# SHORT PROBLEM
Write out the entries below exactly, starting at the first line and stopping after the line that contains "const banks = ['ТОП"; skip all pictures.

# EXTRACTED MATERIAL
|---|
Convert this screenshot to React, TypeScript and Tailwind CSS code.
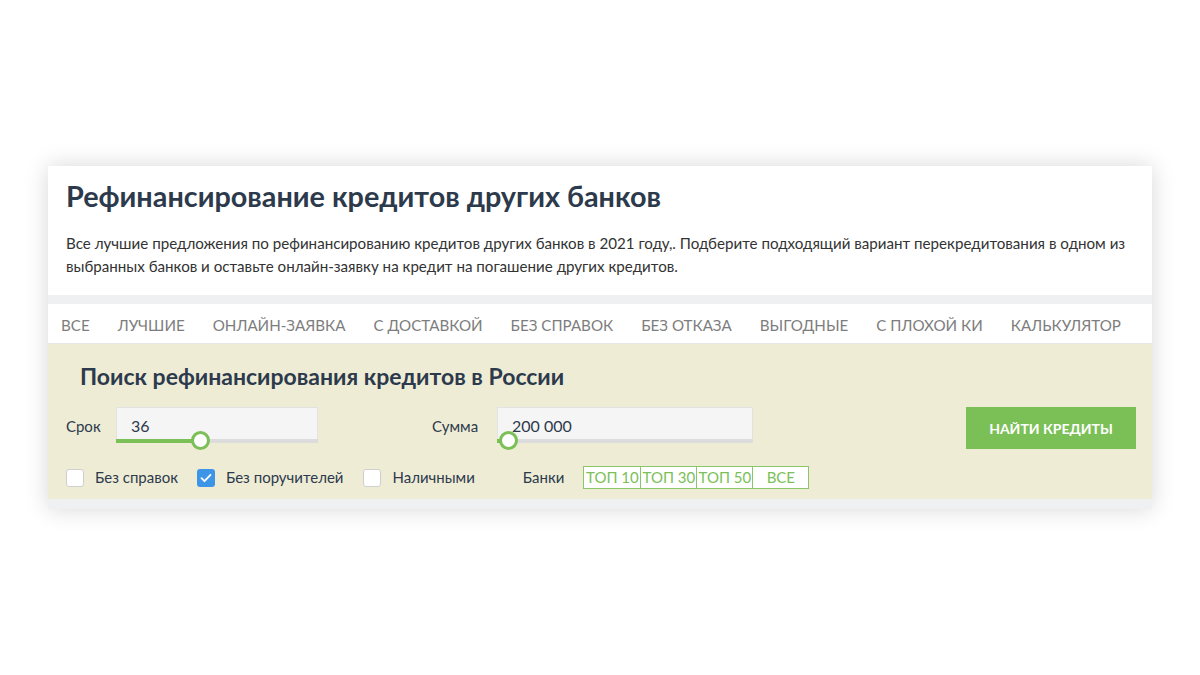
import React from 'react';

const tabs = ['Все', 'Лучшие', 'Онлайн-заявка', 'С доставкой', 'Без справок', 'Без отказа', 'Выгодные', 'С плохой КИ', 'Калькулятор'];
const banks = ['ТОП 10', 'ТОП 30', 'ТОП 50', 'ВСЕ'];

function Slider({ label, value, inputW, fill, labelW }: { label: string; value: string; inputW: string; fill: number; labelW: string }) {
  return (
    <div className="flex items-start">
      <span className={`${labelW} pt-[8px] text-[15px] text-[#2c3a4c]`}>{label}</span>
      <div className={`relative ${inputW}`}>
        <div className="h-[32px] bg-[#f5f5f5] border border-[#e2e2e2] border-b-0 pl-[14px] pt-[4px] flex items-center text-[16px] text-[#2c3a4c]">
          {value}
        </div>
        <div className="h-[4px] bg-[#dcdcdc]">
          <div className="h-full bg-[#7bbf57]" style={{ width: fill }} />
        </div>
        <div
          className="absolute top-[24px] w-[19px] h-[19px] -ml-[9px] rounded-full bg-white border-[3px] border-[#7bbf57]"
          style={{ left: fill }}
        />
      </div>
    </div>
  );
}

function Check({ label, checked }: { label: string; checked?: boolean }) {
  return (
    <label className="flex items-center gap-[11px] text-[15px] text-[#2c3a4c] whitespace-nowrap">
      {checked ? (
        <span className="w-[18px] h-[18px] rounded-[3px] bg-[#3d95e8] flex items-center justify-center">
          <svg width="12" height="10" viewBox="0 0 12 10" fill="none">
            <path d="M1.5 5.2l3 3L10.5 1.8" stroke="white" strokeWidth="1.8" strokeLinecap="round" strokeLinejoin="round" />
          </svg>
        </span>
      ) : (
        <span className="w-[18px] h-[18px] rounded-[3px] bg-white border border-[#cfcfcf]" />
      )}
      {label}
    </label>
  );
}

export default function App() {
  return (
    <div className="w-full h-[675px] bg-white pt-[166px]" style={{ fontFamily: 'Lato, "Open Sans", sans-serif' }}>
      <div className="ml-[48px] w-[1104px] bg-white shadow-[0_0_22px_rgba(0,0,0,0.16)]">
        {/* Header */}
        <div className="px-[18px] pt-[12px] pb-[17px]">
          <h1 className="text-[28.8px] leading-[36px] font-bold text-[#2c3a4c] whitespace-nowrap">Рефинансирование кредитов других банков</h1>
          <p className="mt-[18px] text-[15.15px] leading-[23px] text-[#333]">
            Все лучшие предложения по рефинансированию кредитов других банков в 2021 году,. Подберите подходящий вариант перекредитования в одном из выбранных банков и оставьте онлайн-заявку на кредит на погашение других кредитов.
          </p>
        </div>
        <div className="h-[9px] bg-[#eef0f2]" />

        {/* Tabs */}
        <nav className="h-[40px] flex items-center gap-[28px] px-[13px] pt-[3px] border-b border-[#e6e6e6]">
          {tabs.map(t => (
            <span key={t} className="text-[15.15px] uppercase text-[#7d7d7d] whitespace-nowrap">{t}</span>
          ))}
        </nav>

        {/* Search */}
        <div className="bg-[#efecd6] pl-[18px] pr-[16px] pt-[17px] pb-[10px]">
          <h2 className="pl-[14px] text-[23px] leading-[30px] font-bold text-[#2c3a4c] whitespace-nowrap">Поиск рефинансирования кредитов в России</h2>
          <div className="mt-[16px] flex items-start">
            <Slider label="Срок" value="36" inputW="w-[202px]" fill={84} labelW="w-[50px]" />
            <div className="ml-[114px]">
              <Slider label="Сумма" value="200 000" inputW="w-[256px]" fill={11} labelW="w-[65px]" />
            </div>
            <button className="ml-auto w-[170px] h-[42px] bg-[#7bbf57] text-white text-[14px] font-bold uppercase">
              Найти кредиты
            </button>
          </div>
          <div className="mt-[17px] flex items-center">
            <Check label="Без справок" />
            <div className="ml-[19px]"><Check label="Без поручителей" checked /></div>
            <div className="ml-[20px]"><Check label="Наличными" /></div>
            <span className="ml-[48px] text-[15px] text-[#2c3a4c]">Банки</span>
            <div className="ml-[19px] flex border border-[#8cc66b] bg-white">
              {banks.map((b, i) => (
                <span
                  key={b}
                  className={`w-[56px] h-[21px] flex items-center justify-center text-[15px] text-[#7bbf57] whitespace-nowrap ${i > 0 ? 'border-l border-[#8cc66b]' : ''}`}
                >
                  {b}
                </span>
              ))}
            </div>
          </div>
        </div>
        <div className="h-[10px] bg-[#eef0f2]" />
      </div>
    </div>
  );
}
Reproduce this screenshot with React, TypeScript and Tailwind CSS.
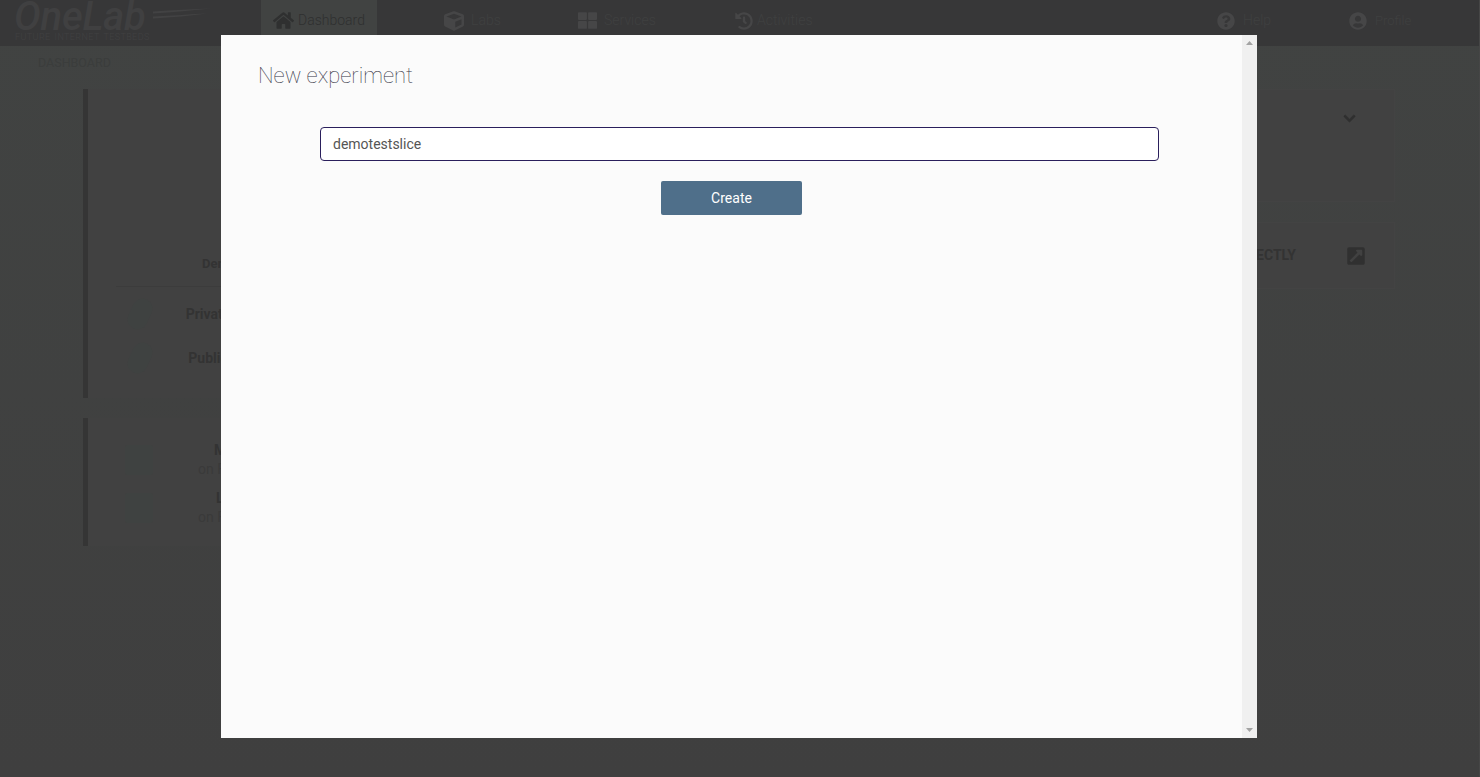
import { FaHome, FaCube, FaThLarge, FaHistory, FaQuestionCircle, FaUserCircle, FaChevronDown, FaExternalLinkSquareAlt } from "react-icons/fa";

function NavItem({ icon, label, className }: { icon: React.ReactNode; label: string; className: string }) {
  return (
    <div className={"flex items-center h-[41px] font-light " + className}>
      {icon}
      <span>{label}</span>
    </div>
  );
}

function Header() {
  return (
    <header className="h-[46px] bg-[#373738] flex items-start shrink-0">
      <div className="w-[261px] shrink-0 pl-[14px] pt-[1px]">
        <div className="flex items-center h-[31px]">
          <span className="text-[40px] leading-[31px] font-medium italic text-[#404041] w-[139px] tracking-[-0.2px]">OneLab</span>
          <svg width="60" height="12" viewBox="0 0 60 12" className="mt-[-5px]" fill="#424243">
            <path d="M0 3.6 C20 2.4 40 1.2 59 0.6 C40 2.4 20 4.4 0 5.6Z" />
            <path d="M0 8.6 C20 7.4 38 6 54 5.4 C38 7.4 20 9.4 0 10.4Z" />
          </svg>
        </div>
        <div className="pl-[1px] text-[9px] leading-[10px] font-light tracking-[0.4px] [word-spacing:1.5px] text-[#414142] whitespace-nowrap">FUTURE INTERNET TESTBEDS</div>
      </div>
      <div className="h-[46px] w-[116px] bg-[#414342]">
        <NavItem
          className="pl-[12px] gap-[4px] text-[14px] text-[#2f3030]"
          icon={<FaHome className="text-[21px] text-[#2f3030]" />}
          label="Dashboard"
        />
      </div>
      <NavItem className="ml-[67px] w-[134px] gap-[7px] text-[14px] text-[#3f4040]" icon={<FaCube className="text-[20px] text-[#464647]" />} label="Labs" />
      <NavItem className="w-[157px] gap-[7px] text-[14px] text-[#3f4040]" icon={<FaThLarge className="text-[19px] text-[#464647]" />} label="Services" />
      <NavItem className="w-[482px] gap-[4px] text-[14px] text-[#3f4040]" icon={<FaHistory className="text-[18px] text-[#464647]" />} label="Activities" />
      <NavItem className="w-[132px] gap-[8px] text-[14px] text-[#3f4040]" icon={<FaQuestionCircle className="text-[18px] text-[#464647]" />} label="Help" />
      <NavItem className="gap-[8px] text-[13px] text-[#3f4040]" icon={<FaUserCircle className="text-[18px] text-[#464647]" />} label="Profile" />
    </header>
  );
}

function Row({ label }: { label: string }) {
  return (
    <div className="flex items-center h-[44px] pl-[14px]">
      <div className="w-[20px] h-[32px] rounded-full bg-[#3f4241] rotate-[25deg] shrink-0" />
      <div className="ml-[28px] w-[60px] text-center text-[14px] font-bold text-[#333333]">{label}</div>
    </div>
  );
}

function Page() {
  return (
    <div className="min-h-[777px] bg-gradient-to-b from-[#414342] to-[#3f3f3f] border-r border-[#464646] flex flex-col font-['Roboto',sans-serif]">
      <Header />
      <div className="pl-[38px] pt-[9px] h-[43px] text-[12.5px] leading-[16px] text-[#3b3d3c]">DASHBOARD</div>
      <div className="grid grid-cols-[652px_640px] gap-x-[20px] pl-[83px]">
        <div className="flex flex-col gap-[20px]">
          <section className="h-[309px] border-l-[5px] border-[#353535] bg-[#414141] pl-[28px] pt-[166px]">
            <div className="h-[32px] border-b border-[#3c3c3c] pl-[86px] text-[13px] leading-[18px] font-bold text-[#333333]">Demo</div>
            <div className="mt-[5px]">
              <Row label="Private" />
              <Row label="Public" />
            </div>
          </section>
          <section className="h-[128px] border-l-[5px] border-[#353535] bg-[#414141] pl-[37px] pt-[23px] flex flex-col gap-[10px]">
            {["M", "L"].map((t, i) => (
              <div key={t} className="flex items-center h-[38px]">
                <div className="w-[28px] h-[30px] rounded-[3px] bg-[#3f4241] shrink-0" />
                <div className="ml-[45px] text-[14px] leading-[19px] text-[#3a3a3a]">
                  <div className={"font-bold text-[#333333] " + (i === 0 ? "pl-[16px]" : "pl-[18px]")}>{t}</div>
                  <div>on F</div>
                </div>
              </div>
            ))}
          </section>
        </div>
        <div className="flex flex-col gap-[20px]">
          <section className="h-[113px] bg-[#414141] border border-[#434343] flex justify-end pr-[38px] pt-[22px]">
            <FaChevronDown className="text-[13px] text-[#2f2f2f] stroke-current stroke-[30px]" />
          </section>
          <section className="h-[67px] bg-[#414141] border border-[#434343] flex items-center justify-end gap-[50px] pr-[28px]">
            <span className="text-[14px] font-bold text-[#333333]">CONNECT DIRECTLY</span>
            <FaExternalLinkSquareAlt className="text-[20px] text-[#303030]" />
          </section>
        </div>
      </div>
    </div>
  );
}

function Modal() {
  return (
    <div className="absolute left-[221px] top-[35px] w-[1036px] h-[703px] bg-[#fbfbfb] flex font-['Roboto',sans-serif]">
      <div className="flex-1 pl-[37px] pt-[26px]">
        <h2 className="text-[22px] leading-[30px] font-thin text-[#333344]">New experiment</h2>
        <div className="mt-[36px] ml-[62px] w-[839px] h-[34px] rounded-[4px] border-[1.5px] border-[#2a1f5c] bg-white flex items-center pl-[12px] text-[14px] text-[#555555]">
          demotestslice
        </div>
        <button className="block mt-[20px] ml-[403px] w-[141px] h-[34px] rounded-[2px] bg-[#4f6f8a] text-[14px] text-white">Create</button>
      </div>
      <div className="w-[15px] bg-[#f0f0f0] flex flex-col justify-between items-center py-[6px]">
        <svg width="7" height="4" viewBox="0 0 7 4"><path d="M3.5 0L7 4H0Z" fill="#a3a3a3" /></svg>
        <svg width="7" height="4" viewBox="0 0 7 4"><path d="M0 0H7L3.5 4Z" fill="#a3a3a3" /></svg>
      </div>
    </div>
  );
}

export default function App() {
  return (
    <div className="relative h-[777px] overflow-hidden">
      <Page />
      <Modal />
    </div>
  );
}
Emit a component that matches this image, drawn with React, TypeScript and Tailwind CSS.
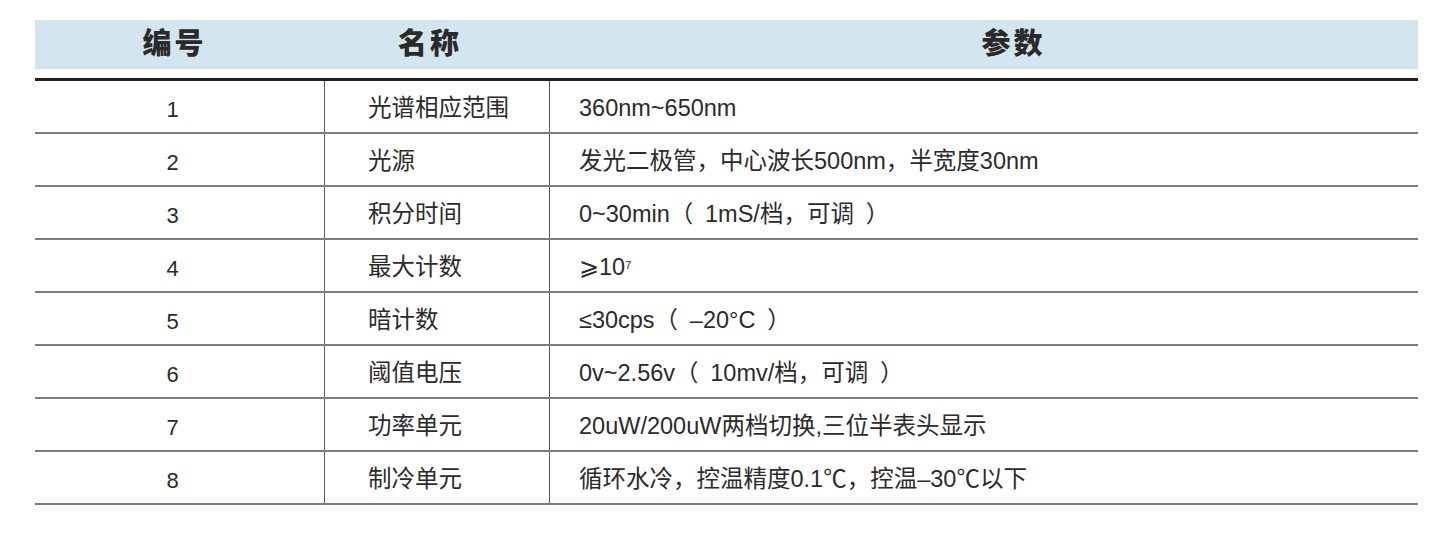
|---|
# FINISHED EXERCISE
Convert this screenshot to React, TypeScript and Tailwind CSS code.
import React from 'react';

const tabs = ['Все', 'Лучшие', 'Онлайн-заявка', 'С доставкой', 'Без справок', 'Без отказа', 'Выгодные', 'С плохой КИ', 'Калькулятор'];
const banks = ['ТОП 10', 'ТОП 30', 'ТОП 50', 'ВСЕ'];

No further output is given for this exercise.